**DIRECTIVE:**
Show every line in the entries below where the word "this" appears.
— begin RECORDS SHOWN —
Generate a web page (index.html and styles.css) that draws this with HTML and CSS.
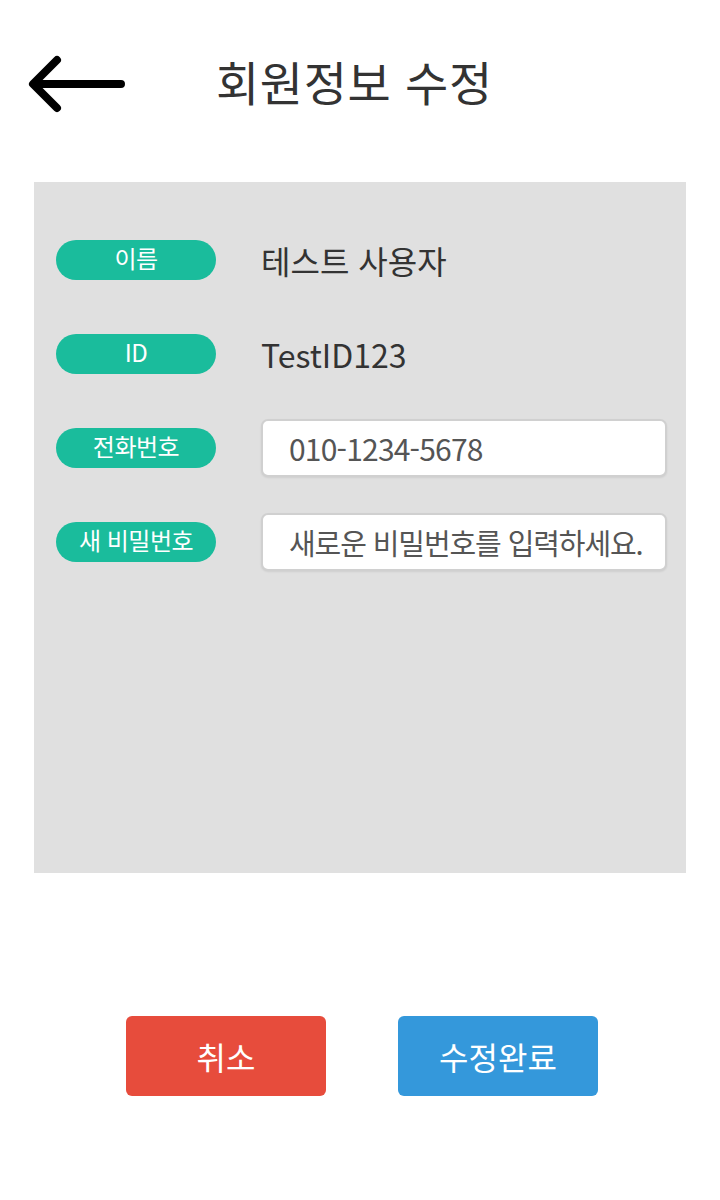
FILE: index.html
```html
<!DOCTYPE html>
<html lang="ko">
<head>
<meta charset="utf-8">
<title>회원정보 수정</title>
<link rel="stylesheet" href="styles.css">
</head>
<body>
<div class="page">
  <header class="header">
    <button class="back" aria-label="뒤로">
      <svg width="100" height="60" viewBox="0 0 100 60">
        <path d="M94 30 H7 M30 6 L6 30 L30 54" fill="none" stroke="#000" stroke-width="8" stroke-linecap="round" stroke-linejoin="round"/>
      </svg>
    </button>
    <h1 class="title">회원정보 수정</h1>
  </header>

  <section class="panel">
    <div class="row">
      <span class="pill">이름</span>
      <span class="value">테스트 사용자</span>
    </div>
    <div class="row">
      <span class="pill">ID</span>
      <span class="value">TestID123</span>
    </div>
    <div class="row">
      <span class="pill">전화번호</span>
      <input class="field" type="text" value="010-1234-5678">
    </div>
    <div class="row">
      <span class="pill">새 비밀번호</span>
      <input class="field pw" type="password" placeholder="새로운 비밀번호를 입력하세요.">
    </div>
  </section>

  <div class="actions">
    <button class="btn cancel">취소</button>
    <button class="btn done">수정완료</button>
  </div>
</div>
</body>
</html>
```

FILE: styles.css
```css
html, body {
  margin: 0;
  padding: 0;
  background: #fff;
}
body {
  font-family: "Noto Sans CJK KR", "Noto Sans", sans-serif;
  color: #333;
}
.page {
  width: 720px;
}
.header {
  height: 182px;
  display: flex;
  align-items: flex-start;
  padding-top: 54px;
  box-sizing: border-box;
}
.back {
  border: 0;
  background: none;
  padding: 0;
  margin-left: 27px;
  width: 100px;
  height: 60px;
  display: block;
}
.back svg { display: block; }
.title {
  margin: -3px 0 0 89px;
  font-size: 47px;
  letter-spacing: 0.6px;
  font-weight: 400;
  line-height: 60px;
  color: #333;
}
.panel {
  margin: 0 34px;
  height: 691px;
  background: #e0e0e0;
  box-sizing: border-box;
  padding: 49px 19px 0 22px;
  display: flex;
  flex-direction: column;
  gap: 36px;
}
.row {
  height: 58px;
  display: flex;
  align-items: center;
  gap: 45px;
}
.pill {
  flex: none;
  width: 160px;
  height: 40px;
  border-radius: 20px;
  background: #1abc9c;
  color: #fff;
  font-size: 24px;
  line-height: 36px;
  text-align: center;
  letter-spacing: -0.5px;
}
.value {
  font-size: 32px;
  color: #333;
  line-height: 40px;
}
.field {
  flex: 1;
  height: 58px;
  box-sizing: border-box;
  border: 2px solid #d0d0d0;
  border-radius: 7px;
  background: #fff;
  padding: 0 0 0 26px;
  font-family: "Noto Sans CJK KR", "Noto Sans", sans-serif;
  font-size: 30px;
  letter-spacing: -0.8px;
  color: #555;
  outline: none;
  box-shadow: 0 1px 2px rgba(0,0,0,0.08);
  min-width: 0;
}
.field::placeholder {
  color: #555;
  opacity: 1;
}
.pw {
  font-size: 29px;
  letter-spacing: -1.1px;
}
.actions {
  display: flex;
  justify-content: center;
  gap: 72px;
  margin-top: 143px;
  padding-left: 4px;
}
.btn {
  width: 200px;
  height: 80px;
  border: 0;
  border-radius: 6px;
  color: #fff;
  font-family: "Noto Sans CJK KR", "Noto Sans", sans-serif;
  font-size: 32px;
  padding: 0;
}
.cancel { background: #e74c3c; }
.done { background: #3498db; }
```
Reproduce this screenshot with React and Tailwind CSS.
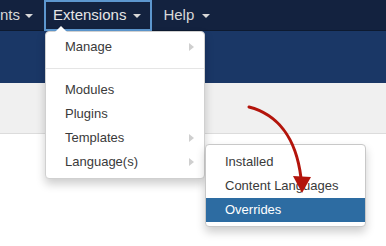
— end RECORDS SHOWN —
— begin RECORDS SHOWN —
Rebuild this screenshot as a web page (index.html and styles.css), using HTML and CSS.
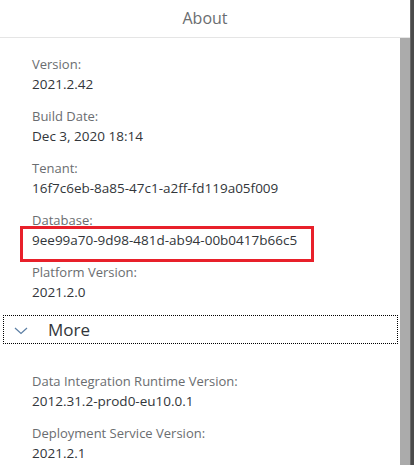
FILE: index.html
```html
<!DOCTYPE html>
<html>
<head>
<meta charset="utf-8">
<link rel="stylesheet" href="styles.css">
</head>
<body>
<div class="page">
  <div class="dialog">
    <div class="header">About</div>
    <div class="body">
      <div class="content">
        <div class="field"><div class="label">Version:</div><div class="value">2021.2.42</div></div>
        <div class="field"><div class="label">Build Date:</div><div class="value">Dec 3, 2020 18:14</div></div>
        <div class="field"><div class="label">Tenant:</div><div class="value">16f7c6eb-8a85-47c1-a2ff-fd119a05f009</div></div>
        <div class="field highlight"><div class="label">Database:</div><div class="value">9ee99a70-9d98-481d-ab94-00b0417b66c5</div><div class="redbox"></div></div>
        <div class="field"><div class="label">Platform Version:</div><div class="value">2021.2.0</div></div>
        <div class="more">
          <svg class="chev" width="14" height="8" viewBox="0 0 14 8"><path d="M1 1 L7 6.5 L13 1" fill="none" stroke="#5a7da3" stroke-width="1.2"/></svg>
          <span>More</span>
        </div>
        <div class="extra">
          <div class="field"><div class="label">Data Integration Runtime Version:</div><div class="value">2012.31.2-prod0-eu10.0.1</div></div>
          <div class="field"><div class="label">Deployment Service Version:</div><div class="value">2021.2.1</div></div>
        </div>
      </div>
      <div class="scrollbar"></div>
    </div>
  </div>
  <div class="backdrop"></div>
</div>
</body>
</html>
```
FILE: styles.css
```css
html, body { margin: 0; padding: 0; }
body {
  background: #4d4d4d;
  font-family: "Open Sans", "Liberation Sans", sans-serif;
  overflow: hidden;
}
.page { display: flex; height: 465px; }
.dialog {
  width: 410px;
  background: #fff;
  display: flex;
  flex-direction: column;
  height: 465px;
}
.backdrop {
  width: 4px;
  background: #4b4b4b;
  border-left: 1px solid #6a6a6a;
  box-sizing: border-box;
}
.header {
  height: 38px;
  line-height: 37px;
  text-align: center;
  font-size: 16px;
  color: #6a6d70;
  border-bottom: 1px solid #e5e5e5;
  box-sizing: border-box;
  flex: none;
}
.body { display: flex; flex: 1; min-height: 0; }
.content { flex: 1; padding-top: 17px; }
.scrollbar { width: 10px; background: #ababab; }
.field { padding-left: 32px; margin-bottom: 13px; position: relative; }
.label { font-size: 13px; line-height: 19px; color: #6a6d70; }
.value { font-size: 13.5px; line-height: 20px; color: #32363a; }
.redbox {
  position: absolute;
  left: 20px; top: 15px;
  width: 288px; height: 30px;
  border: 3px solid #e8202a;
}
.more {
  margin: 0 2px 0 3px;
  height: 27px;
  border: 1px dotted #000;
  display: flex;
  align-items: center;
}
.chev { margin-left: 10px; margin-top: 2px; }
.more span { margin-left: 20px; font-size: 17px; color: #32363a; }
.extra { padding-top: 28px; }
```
— end RECORDS SHOWN —
— begin RECORDS SHOWN —
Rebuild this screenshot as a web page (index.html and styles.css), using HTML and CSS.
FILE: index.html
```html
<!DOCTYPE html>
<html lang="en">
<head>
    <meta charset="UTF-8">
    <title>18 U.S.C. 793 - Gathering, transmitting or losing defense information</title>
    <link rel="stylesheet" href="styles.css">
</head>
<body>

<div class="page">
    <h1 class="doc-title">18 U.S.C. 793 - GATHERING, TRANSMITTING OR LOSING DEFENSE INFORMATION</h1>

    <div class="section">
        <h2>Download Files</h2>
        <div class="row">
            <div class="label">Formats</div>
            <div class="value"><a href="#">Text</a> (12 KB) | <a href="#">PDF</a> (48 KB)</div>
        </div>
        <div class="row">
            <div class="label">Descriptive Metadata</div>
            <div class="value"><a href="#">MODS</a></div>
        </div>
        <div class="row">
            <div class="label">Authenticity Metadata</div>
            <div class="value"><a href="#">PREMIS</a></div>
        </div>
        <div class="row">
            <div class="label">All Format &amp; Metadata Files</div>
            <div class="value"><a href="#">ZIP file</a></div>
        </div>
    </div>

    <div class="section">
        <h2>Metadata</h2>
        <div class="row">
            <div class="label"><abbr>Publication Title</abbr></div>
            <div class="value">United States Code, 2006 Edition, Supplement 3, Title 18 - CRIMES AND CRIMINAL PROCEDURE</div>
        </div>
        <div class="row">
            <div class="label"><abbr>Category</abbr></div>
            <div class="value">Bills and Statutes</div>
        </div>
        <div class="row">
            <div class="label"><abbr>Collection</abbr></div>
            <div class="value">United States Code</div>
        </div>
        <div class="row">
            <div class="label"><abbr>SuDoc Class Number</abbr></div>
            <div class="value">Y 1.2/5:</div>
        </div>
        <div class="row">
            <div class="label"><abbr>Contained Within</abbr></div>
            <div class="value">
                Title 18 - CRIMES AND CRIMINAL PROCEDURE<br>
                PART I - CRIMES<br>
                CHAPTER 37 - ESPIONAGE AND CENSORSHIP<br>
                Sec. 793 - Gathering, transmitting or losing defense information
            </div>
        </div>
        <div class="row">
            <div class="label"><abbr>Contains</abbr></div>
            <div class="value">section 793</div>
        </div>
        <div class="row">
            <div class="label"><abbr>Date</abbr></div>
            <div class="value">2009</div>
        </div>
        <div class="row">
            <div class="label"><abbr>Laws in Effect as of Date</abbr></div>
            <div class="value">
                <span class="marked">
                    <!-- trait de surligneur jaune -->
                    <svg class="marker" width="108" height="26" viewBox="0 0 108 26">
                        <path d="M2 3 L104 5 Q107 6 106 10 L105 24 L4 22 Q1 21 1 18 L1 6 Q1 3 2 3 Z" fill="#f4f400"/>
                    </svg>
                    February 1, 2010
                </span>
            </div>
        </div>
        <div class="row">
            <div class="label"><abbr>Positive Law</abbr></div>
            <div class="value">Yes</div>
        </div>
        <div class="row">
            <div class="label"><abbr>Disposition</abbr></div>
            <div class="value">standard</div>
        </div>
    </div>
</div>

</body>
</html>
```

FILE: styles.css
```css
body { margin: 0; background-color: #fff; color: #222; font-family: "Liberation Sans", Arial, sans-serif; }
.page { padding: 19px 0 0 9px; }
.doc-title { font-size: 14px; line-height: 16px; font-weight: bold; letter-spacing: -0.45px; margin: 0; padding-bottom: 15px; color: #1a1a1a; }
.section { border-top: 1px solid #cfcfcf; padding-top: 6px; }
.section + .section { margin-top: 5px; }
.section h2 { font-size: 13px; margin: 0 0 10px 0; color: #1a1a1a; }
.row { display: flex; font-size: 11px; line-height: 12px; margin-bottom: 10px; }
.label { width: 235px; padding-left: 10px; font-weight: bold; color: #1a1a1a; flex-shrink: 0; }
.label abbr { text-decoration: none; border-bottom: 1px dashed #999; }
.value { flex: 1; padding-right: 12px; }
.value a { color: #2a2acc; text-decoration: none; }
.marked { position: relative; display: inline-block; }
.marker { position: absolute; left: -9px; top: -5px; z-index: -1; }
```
— end RECORDS SHOWN —
**FINISHED TASK:**
Generate a web page (index.html and styles.css) that draws this with HTML and CSS.
Reproduce this screenshot with React and Tailwind CSS.
Rebuild this screenshot as a web page (index.html and styles.css), using HTML and CSS.
Rebuild this screenshot as a web page (index.html and styles.css), using HTML and CSS.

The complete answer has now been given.